Le propos de Second Son est très proche de celui des X-men : rejetés par la peur de l'autre dû à des pouvoirs les rendant potentiellement plus dangereux. Chacun des personnages apportant un pouvoir au héros sera accompagné d'une histoire personnelle illustrée par une succession de flashbacks dessinés. Des histoires terriblement classiques mais heureusement résumées en deux minutes, ne prenant pas la peine de pousser l'idée au bout. Avec son look streetwear totalement décontracté le Delsin apporte de la vanne, de l'impertinence, une gestuelle de petit branleur très bien animé et fait mouche avec le contraste de son frère. Les personnages secondaires sont eux d’authentiques clichés (la drogué goth, le taulard, le nerd) mais sont clairement mis en retrait. InFamous n'a jamais été un foudre d'écriture, ni même de grand sérieux. Second Son confirme cet état des lieux : il pose quelques principes simples, ici le rejet d'autrui, et surtout se prête au divertissement sans prise de tête. En ce sens, le personnage de Delsin apporte plus qu'un Cole un peu trop sérieux (surtout dans le deuxième épisode) : il est drôle, il y a de la répartie, on ne fait pas de chichi à se prendre pour des cinéastes Actors Studio, inFamous reste du simple fun. On pourra d'ailleurs choisir les voix anglaises ou françaises sans passer par le menu de la console. Et les voix françaises sont finalement bien plus expressives que celles anglaises, bien plus passe partout. Faut dire que la présence de l'acteur Troy Baker pour le rôle du héros, que l'on a entendu dans The Last of Us, Bioshock Infinite, Batman, Saints Row, Darksiders 2, Ninja Gaiden et même plus tard dans Phantom Pain, est on ne peut plus convenu... La voix française étant bien plus enjouée et sonnant juste. Et pour cause, c'est l'acteur Bruno Choel, doubleur de Johnny Depp, Ewan McGregor... Et Nathan Drake d'Uncharted. La différence entre un acteur américain spécialiste du jeu vidéo et un acteur français spécialiste du doublage c'est surtout que le second a travaillé sur des projets bien plus variés et mieux écrit que le précédent... Et ça se sent. Et comme inFamous est un jeu misant sur le fun de part sa simplicité et ses dialogues légers, on privilégiera l'expressivité française à l'efficacité américaine.

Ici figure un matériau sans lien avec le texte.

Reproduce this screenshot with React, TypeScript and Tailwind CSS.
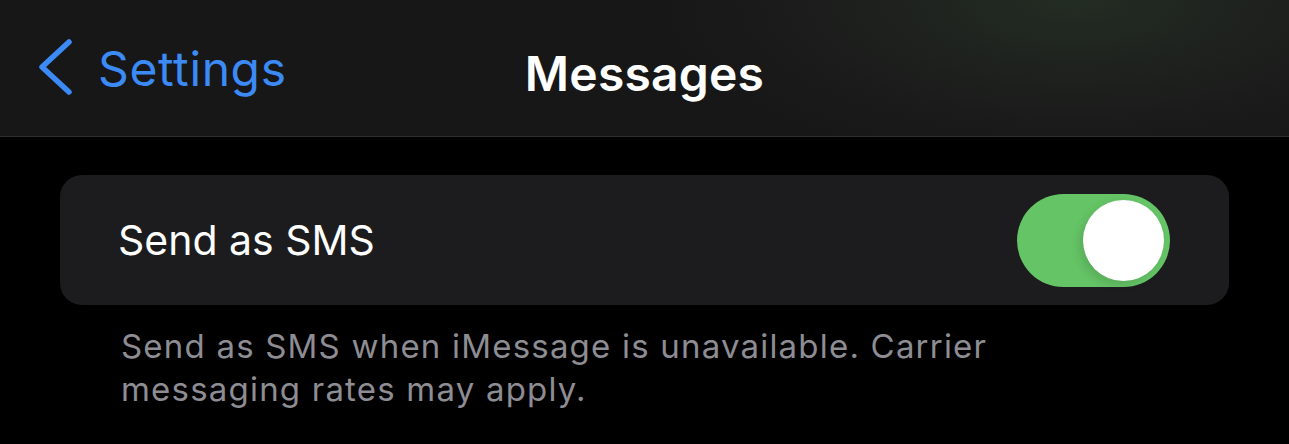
import React, { useState } from 'react';

const FONT = "font-['Inter','Liberation_Sans',sans-serif]";

const BackChevron: React.FC = () => (
  <svg width="40" height="64" viewBox="0 0 40 64" className="shrink-0">
    <path
      d="M32 5 L5 30 L32 55"
      fill="none"
      stroke="#3b8af5"
      strokeWidth="5.5"
      strokeLinecap="round"
      strokeLinejoin="round"
    />
  </svg>
);

const Toggle: React.FC<{ on: boolean; onChange: (v: boolean) => void }> = ({ on, onChange }) => (
  <button
    onClick={() => onChange(!on)}
    className={`flex h-[93px] w-[153px] items-center rounded-full p-[6px] ${
      on ? 'justify-end bg-[#65c466]' : 'justify-start bg-[#39393d]'
    }`}
  >
    <span className="block h-[81px] w-[81px] rounded-full bg-white shadow-[-4px_4px_10px_rgba(0,0,0,0.12)]" />
  </button>
);

const App: React.FC = () => {
  const [sendAsSms, setSendAsSms] = useState(true);

  return (
    <div className={`min-h-screen bg-black text-white ${FONT}`}>
      {/* nav bar */}
      <header className="relative flex h-[137px] items-center border-b border-[#2e2e2e] bg-[radial-gradient(ellipse_420px_170px_at_1075px_0px,#232c23,#1b1b1b_70%,#171717)]">
        <div className="flex items-center gap-[21px] pl-[37px] pt-[2px]">
          <BackChevron />
          <span className="text-[48px] leading-none tracking-[0.6px] text-[#3b8af5]">Settings</span>
        </div>
        <h1 className="absolute left-1/2 top-[50px] -translate-x-1/2 text-[48px] font-semibold leading-none tracking-[0.2px]">
          Messages
        </h1>
      </header>

      {/* settings group */}
      <main className="px-[60px] pt-[38px]">
        <div className="flex h-[130px] items-center justify-between rounded-[22px] bg-[#1c1c1e] pl-[58px] pr-[59px]">
          <span className="text-[41px] leading-none">Send as SMS</span>
          <Toggle on={sendAsSms} onChange={setSendAsSms} />
        </div>
        <p className="max-w-[960px] pl-[61px] pt-[20px] text-[33px] leading-[43px] tracking-[1.2px] text-[#8d8d93]">
          Send as SMS when iMessage is unavailable. Carrier messaging rates may apply.
        </p>
      </main>
    </div>
  );
};

export default App;
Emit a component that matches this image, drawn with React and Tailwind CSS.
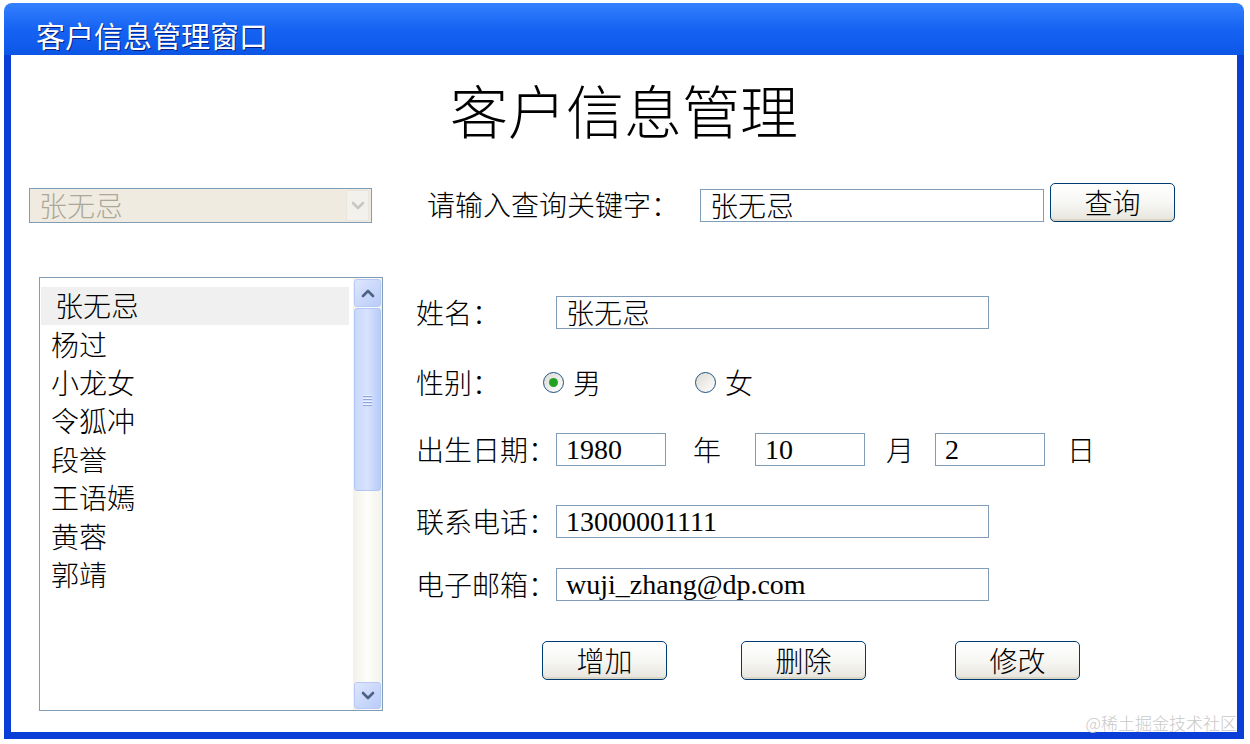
import React from "react";

const people = ["张无忌", "杨过", "小龙女", "令狐冲", "段誉", "王语嫣", "黄蓉", "郭靖"];

const Field = ({ width, cjk, children }) => (
  <div
    className={`${width} h-[33px] border border-[#7f9db9] bg-white flex items-center pl-[9px] leading-none ${
      cjk ? "pt-[4px]" : ""
    }`}
  >
    {children}
  </div>
);

const XpButton = ({ children, className = "" }) => (
  <div
    className={`w-[125px] h-[39px] rounded-[5px] border-[1.5px] border-[#003c74] bg-linear-to-b from-white via-[#f7f7f4] to-[#e6e4dc] flex items-center justify-center pt-[4px] leading-none shadow-[inset_0_-2px_0_#d8d4c6] ${className}`}
  >
    {children}
  </div>
);

const Radio = ({ checked }) => (
  <div className="w-[21px] h-[21px] rounded-full border-[1.5px] border-[#1c5180] bg-linear-to-br from-[#dcdad3] to-white flex items-center justify-center">
    {checked && <div className="w-[9px] h-[9px] rounded-full bg-[#22a222]" />}
  </div>
);

const Chevron = ({ up, color }) => (
  <svg width="14" height="10" viewBox="0 0 14 10">
    <path
      d={up ? "M2 8 L7 3 L12 8" : "M2 2 L7 7 L12 2"}
      fill="none"
      stroke={color}
      strokeWidth="2.6"
      strokeLinecap="round"
      strokeLinejoin="round"
    />
  </svg>
);

export default function App() {
  return (
    <div className="w-[1250px] h-[744px] bg-white pt-[3px] pl-[4px] overflow-hidden font-['Liberation_Serif','Noto_Sans_CJK_SC',serif] font-light text-[28px] text-black">
      <div className="w-[1240px] h-[736px] flex flex-col">
        {/* title bar */}
        <div className="h-[52px] rounded-t-[8px] bg-linear-to-b from-[#3380ff] via-[#1663f3] to-[#0c56e6] pl-[32px] pt-[21px]">
          <div className="text-white text-[29px] font-normal leading-none [text-shadow:1px_1px_0_#0a1f7d]">
            客户信息管理窗口
          </div>
        </div>

        {/* window body */}
        <div className="flex-1 border-x-[7px] border-b-[7px] border-[#0a3ed6] relative">
          <div className="mt-[31px] text-center text-[58px] leading-none">客户信息管理</div>

          {/* search row */}
          <div className="flex items-start h-[40px] mt-[39px]">
            <div className="ml-[18px] mt-[5px] w-[343px] h-[35px] border border-[#7f9db9] bg-[#efebe0] flex items-center">
              <div className="flex-1 pl-[9px] pt-[4px] leading-none text-[#aca899]">张无忌</div>
              <div className="w-[23px] h-[31px] mr-[2px] bg-[#f2f1ec] border border-[#e8e6df] flex items-center justify-center">
                <Chevron color="#c9c7c0" />
              </div>
            </div>
            <div className="ml-[55px] mt-[10px] w-[273px] leading-none">请输入查询关键字：</div>
            <div className="mt-[6px]">
              <Field width="w-[344px]" cjk>
                张无忌
              </Field>
            </div>
            <XpButton className="ml-[6px]">查询</XpButton>
          </div>

          {/* main area */}
          <div className="flex mt-[54px]">
            {/* list box */}
            <div className="ml-[28px] w-[344px] h-[434px] border border-[#7f9db9] flex bg-white">
              <div className="flex-1 pt-[9px] pl-[1px] pr-[4px]">
                {people.map((p, i) => (
                  <div
                    key={p}
                    className={`h-[38.4px] flex items-center pt-[4px] leading-none ${
                      i === 0 ? "bg-[#f0f0f0] pl-[14px]" : "pl-[10px]"
                    }`}
                  >
                    {p}
                  </div>
                ))}
              </div>
              <div className="w-[29px] flex flex-col p-[1px] bg-linear-to-r from-[#f3f1e9] via-[#fdfdfa] to-[#f3f1e9]">
                <div className="h-[28px] rounded-[3px] border border-[#b7c9f4] bg-linear-to-br from-[#dde6fd] to-[#b9cbf8] flex items-center justify-center">
                  <Chevron up color="#4d6185" />
                </div>
                <div className="h-[183px] mt-[1px] rounded-[3px] border border-[#b1c6f5] bg-linear-to-r from-[#c9d8fc] via-[#d7e2fd] to-[#b8cbf8] flex flex-col items-center justify-center gap-[2px]">
                  <div className="w-[9px] h-[1px] bg-[#eef3fe] shadow-[0_1px_0_#8ca5e0]" />
                  <div className="w-[9px] h-[1px] bg-[#eef3fe] shadow-[0_1px_0_#8ca5e0]" />
                  <div className="w-[9px] h-[1px] bg-[#eef3fe] shadow-[0_1px_0_#8ca5e0]" />
                  <div className="w-[9px] h-[1px] bg-[#eef3fe] shadow-[0_1px_0_#8ca5e0]" />
                </div>
                <div className="flex-1" />
                <div className="h-[27px] rounded-[3px] border border-[#b7c9f4] bg-linear-to-br from-[#dde6fd] to-[#b9cbf8] flex items-center justify-center">
                  <Chevron color="#4d6185" />
                </div>
              </div>
            </div>

            {/* form */}
            <div className="ml-[33px] mt-[19px] flex flex-col">
              <div className="flex items-center h-[33px]">
                <div className="w-[140px] pt-[4px] leading-none">姓名：</div>
                <Field width="w-[433px]" cjk>
                  张无忌
                </Field>
              </div>

              <div className="flex items-center h-[33px] mt-[37px]">
                <div className="w-[127px] pt-[4px] leading-none">性别：</div>
                <Radio checked />
                <div className="ml-[9px] pt-[4px] leading-none">男</div>
                <div className="ml-[94px]">
                  <Radio />
                </div>
                <div className="ml-[9px] pt-[4px] leading-none">女</div>
              </div>

              <div className="flex items-center h-[33px] mt-[34px]">
                <div className="w-[140px] pt-[4px] leading-none">出生日期：</div>
                <Field width="w-[110px]">1980</Field>
                <div className="ml-[27px] pt-[4px] leading-none">年</div>
                <div className="ml-[34px]">
                  <Field width="w-[110px]">10</Field>
                </div>
                <div className="ml-[21px] pt-[4px] leading-none">月</div>
                <div className="ml-[21px]">
                  <Field width="w-[110px]">2</Field>
                </div>
                <div className="ml-[22px] pt-[4px] leading-none">日</div>
              </div>

              <div className="flex items-center h-[33px] mt-[39px]">
                <div className="w-[140px] pt-[4px] leading-none">联系电话：</div>
                <Field width="w-[433px]">13000001111</Field>
              </div>

              <div className="flex items-center h-[33px] mt-[30px]">
                <div className="w-[140px] pt-[4px] leading-none">电子邮箱：</div>
                <Field width="w-[433px]">wuji_zhang@dp.com</Field>
              </div>

              <div className="flex mt-[40px]">
                <XpButton className="ml-[126px]">增加</XpButton>
                <XpButton className="ml-[74px]">删除</XpButton>
                <XpButton className="ml-[89px]">修改</XpButton>
              </div>
            </div>
          </div>

          {/* watermark */}
          <div className="absolute right-[0px] bottom-[1px] text-[17px] leading-none text-[#c9c9c9] font-['Noto_Sans_CJK_SC',sans-serif]">
            @稀土掘金技术社区
          </div>
        </div>
      </div>
    </div>
  );
}
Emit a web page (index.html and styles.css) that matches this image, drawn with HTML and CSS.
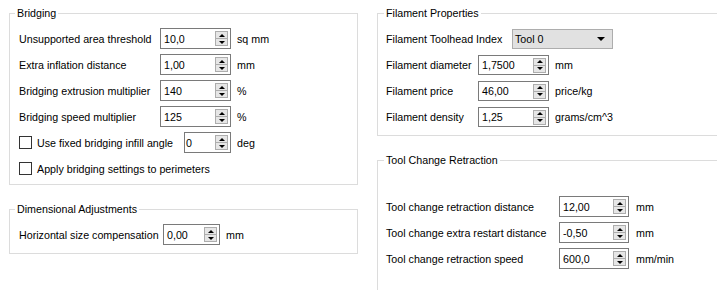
FILE: index.html
```html
<!DOCTYPE html>
<html lang="en">
<head>
    <meta charset="UTF-8">
    <title>Print settings</title>
    <link rel="stylesheet" href="styles.css">
</head>
<body>
    <div class="page">
        <div class="col col-left">
            <fieldset class="group bridging">
                <legend>Bridging</legend>
                <div class="rows">
                    <div class="row">
                        <span class="lbl">Unsupported area threshold</span>
                        <div class="spin"><span class="val">10,0</span><span class="arrows"><i class="up"></i><i class="down"></i></span></div>
                        <span class="unit">sq mm</span>
                    </div>
                    <div class="row">
                        <span class="lbl">Extra inflation distance</span>
                        <div class="spin"><span class="val">1,00</span><span class="arrows"><i class="up"></i><i class="down"></i></span></div>
                        <span class="unit">mm</span>
                    </div>
                    <div class="row">
                        <span class="lbl">Bridging extrusion multiplier</span>
                        <div class="spin"><span class="val">140</span><span class="arrows"><i class="up"></i><i class="down"></i></span></div>
                        <span class="unit">%</span>
                    </div>
                    <div class="row">
                        <span class="lbl">Bridging speed multiplier</span>
                        <div class="spin"><span class="val">125</span><span class="arrows"><i class="up"></i><i class="down"></i></span></div>
                        <span class="unit">%</span>
                    </div>
                    <div class="row">
                        <span class="check"></span>
                        <span class="lbl check-lbl">Use fixed bridging infill angle</span>
                        <div class="spin spin-small"><span class="val">0</span><span class="arrows"><i class="up"></i><i class="down"></i></span></div>
                        <span class="unit">deg</span>
                    </div>
                    <div class="row">
                        <span class="check"></span>
                        <span class="check-text">Apply bridging settings to perimeters</span>
                    </div>
                </div>
            </fieldset>

            <fieldset class="group dimensional">
                <legend>Dimensional Adjustments</legend>
                <div class="rows">
                    <div class="row">
                        <span class="lbl">Horizontal size compensation</span>
                        <div class="spin spin-mid"><span class="val">0,00</span><span class="arrows"><i class="up"></i><i class="down"></i></span></div>
                        <span class="unit">mm</span>
                    </div>
                </div>
            </fieldset>
        </div>

        <div class="col col-right">
            <fieldset class="group filament">
                <legend>Filament Properties</legend>
                <div class="rows">
                    <div class="row">
                        <span class="lbl lbl-combo">Filament Toolhead Index</span>
                        <div class="combo"><span class="val">Tool 0</span><i class="caret"></i></div>
                    </div>
                    <div class="row">
                        <span class="lbl">Filament diameter</span>
                        <div class="spin"><span class="val">1,7500</span><span class="arrows"><i class="up"></i><i class="down"></i></span></div>
                        <span class="unit">mm</span>
                    </div>
                    <div class="row">
                        <span class="lbl">Filament price</span>
                        <div class="spin"><span class="val">46,00</span><span class="arrows"><i class="up"></i><i class="down"></i></span></div>
                        <span class="unit">price/kg</span>
                    </div>
                    <div class="row">
                        <span class="lbl">Filament density</span>
                        <div class="spin"><span class="val">1,25</span><span class="arrows"><i class="up"></i><i class="down"></i></span></div>
                        <span class="unit">grams/cm^3</span>
                    </div>
                </div>
            </fieldset>

            <fieldset class="group toolchange">
                <legend>Tool Change Retraction</legend>
                <div class="rows">
                    <div class="row">
                        <span class="lbl">Tool change retraction distance</span>
                        <div class="spin"><span class="val">12,00</span><span class="arrows"><i class="up"></i><i class="down"></i></span></div>
                        <span class="unit">mm</span>
                    </div>
                    <div class="row">
                        <span class="lbl">Tool change extra restart distance</span>
                        <div class="spin"><span class="val">-0,50</span><span class="arrows"><i class="up"></i><i class="down"></i></span></div>
                        <span class="unit">mm</span>
                    </div>
                    <div class="row">
                        <span class="lbl">Tool change retraction speed</span>
                        <div class="spin"><span class="val">600,0</span><span class="arrows"><i class="up"></i><i class="down"></i></span></div>
                        <span class="unit">mm/min</span>
                    </div>
                </div>
            </fieldset>
        </div>
    </div>
</body>
</html>
```

FILE: styles.css
```css
* {
    margin: 0;
    padding: 0;
    box-sizing: border-box;
}

html, body {
    overflow: hidden;
    background: #ffffff;
}

body {
    font-family: "Liberation Sans", Arial, sans-serif;
    font-size: 10.7px;
    color: #000;
}

.page {
    display: flex;
    gap: 19px;
    padding: 7px 0 0 9px;
}

.col {
    display: flex;
    flex-direction: column;
    gap: 18px;
}

.col-left {
    width: 349px;
    flex-shrink: 0;
}

.col-right {
    width: 360px;
    flex-shrink: 0;
}

/* group boxes */
.group {
    border: 1px solid #dcdcdc;
    min-width: 0;
    padding: 8px 8px 5px 9px;
}

.group legend {
    padding: 0 2px;
    margin-left: -4px;
    line-height: 13px;
    height: 13px;
}

.col-right .group {
    padding-left: 8px;
}

.col-right .group legend {
    margin-left: -2px;
}

.dimensional {
    padding-bottom: 8px;
}

.filament {
    padding-top: 9px;
    padding-bottom: 8px;
}

.toolchange {
    padding-top: 29px;
    padding-bottom: 40px;
}

.rows {
    display: flex;
    flex-direction: column;
    gap: 5px;
}

.filament .rows {
    gap: 6px;
}

.row {
    display: flex;
    align-items: center;
    height: 21px;
}

.filament .row {
    height: 20px;
}

.lbl {
    width: 141px;
    flex-shrink: 0;
    white-space: nowrap;
}

.dimensional .lbl {
    width: 144px;
}

.filament .lbl {
    width: 92px;
}

.filament .lbl-combo {
    width: 126px;
}

.toolchange .lbl {
    width: 173px;
}

.unit {
    margin-left: 6px;
    white-space: nowrap;
}

.toolchange .unit {
    margin-left: 7px;
}

/* spin boxes */
.spin {
    display: flex;
    align-items: center;
    justify-content: space-between;
    width: 71px;
    height: 100%;
    border: 1px solid #7a7a7a;
    background: #fff;
    padding-left: 3px;
    padding-right: 2px;
}

.spin-small {
    width: 47px;
    padding-left: 1px;
}

.spin-mid {
    width: 57px;
}

.toolchange .spin {
    width: 70px;
}

.arrows {
    display: flex;
    flex-direction: column;
    width: 13px;
    height: 15px;
    border: 1px solid #adadad;
    background: #e6e6e6;
}

.arrows i {
    flex: 1;
    display: flex;
    align-items: center;
    justify-content: center;
}

.arrows .up {
    border-bottom: 1px solid #adadad;
}

.arrows i::after {
    content: "";
    border-left: 3px solid transparent;
    border-right: 3px solid transparent;
}

.arrows .up::after {
    border-bottom: 3px solid #000;
}

.arrows .down::after {
    border-top: 3px solid #000;
}

/* check boxes */
.check {
    width: 13px;
    height: 13px;
    border: 1px solid #333;
    background: #fff;
    margin-right: 5px;
    flex-shrink: 0;
}

.check-lbl {
    width: 147px;
}

.check-text {
    white-space: nowrap;
}

/* combo */
.combo {
    display: flex;
    align-items: center;
    justify-content: space-between;
    width: 101px;
    height: 100%;
    border: 1px solid #adadad;
    background: #e1e1e1;
    padding: 0 7px 0 2px;
}

.caret {
    border-left: 4px solid transparent;
    border-right: 4px solid transparent;
    border-top: 4px solid #000;
}
```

Ce qu'on regrettera tout de même chez Second Son, c'est que malgré l'habillage fun, la série ne franchit toujours pas d'étape et ne prend toujours pas d'ampleur. Vous aurez une histoire sympathique, bien qu'un final franchement incohérent. Alors que depuis le premier épisode et sa réappropriation des thématiques de superhéros, notamment de se servir de la responsabilités des pouvoirs pour le bien ou le mal (dont le manichéisme volontaire est identique dans ce troisième épisode), la série a le potentiel de construire une mythologie intéressante mais elle préfère répéter des histoires one-shot sans grande ambition. Vous ne saurez pas pourquoi, ni comment on passe de pouvoir élémentaire en pouvoirs manufacturés par exemple, rien de l'origine des pouvoirs ou quoique ce soit. C'est dommage car il y a quelque chose de plus consistant et grandiose à créer, tous les ingrédients étant là : fun, pouvoirs variées, grande ville, bien/mal, liberté/répression, etc etc. On appuiera une bande son un peu rock soutenu par des ambiances lyriques envoûtants bien rendues mêlant mysticisme et élans puissants. On sent aussi dans certains chœurs une influence amérindienne en concordance avec le background du héros. Dommage qu'elle se perde un peu trop dans les explosions de bastons.

S'il ne révolutionne absolument rien, que son level-design est paresseux et que son histoire a peu d'ampleur, inFamous : Secon Son est un divertissement très efficace : vraiment beau témoignant du potentiel de la PS4, blindé d'effets tape à l'oeil, de pouvoirs simples mais puissants et sympas à jouer, un héros tout en décontraction attirant le fun autour de lui. La clé du jeu étant là son principal défaut : juste être fun. C'est tout. On avait le droit d'espérer plus, mais on pouvait tomber sur pire, évité grâce à ce gameplay de pouvoirs flexibles. C'est coloré, ça pète de partout, le joueur n'est pas pris par la main, le héros est fun : du pur divertissement à 100% efficace. On espère cependant un peu plus de travail sur les missions pour le prochain épisode. En effet, Sucker Punch pourrait être rattaché à la série de manière durable, selon son réalisateur, Nate Fox. Quoiqu'il en soit, c'est un très bon jeu de début de gen, mais il faudra enfin penser à mieux pour le prochain jeu. Peu importe son nom.